The Resolution Foundation projects a total saving, at the expense of the most vulnerable and impoverished, through two more years of the benefit freeze and less in-work support under universal credit—which we have debated at some length already—of £6.8 billion a year by 2021. Money is not going into households and into the local economy, particularly in areas that need it most. We need to recall—although one would not imagine that readers of the Daily Mail and Daily Express would ever get to know—that 60% of benefit payments go to working households. Poverty among those in work is greater than among those without work. That is not to say that we should not be encouraging and facilitating people getting into employment—well-paid employment, we hope—but part of the problem that we have faced over the past decade or so is that earnings have not risen proportionately to the cost of living. In that way, people’s standards have fallen substantially.

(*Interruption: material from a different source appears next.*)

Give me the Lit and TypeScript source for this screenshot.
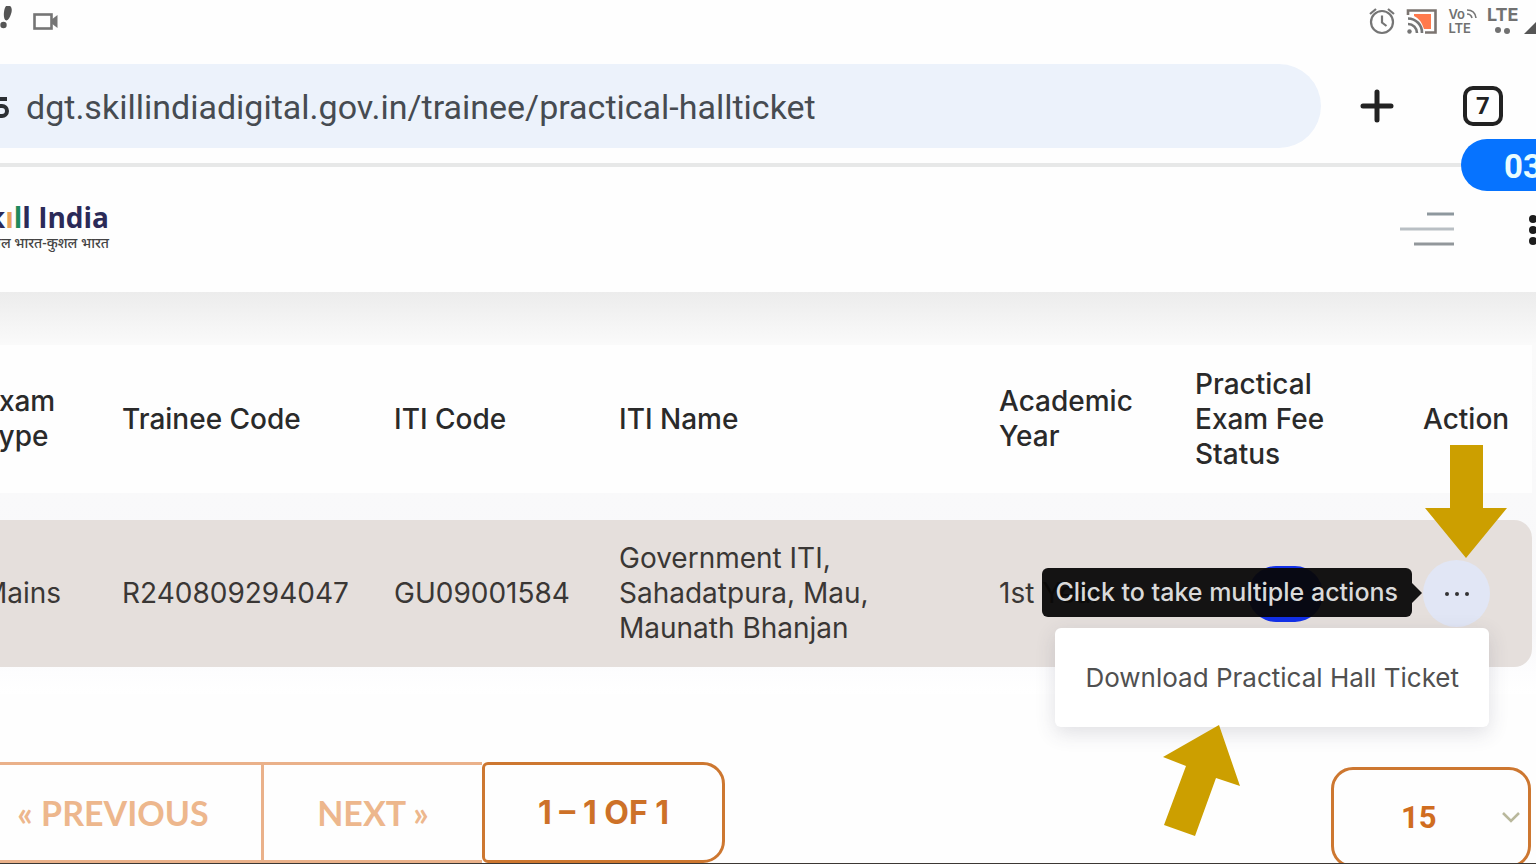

In addition, there are government policies that make matters worse. In particular there is the pernicious restriction of benefits to the first two children in a family, mentioned in an earlier debate with reference to the kinship situation—which, I confess, I have not been alerted to, although I should have been—which is uniquely barbarous. However, it is bad enough for those restrictions to be imposed on any family. Some 900,000 are affected by this measure. The Rowntree Foundation, which does enormously valuable work in reviewing the state of our society, predicts that 470,000 more people will experience poverty by 2021, and a two-child family will be £832 a year worse-off than if benefits had kept pace with prices, or £676 for a two-child family with a single parent. Either way, that is a lot of money to support children in a very low-income family.

What is the justification for freezing benefit levels, especially now that the cost of living is rising rapidly? The cost of food, particularly, is rising substantially. The cost of living looks as though it is rising by a smaller amount but, for the people we are talking about, it is the basics—food, fuel and accommodation—that are the most telling calls on their budget. With Brexit, one imagines that food prices will continue to rise, probably at an ever faster rate.

There are also serious implications for the housing sector—both for social housing and for privately rented homes. ALMOs, the arm’s-length management organisations that provide much local council housing and manage it nationally, reveal that 31% of their tenants are in arrears to the extent of £414 per household, which brings a figure of £68.5 million a year in arrears. Of those who are universal credit claimants, 73% are in arrears, more than half of whom—this is telling—were not in arrears before universal credit began to be applied. In the private sector, as we have heard from time to time in your Lordships’ House, a vast number of people—4.7 million—are now in poverty after paying rent, where they can afford to. Where they cannot afford to, all too often they are faced with eviction, and society has to pick up some of the consequences of that through alternative provision.

The benefit cap has mainly affected single parents with multiple children. Indeed, 63% of those with three children or more are more likely to find it difficult to get into work or to be able to make up the difference. Yet against this background, the Government can find money effectively to reduce inheritance tax by increasing the threshold on family homes by an additional £125,000 for each spouse or partner, while their vaunted increase in the level at which income tax becomes payable benefits the higher paid proportionately more than those with very low earnings. There is also the anomaly that national insurance kicks in well below the tax threshold. Is it not time to review the relationship between these two forms of taxation? One of these two aspects of taxation receives attention from time to time, while the other apparently does not.

While we are talking about taxation, what about council tax? With bands unchanged for 25 years, the difference between the lowest band and the highest remains only threefold. In a street near where I live, there is a house on the market in band H where the asking price is just under £4 million, and the council tax will be in the order of £3,000. The smallest, cheapest flat in the ward I represent will be in band A, and the council tax will be £1,000. That is a ludicrously narrow ratio. I should make clear that my own home is in band F, and I estimate that it is probably valued at six to seven times the price of new houses being built in my ward—but my council tax is only twice as much. It is no longer the case that the poorest are protected by what used to be called the rate rebate scheme.

These are issues that need to be addressed if we are to protect people from the hardship that the right reverend Prelate so rightly outlined.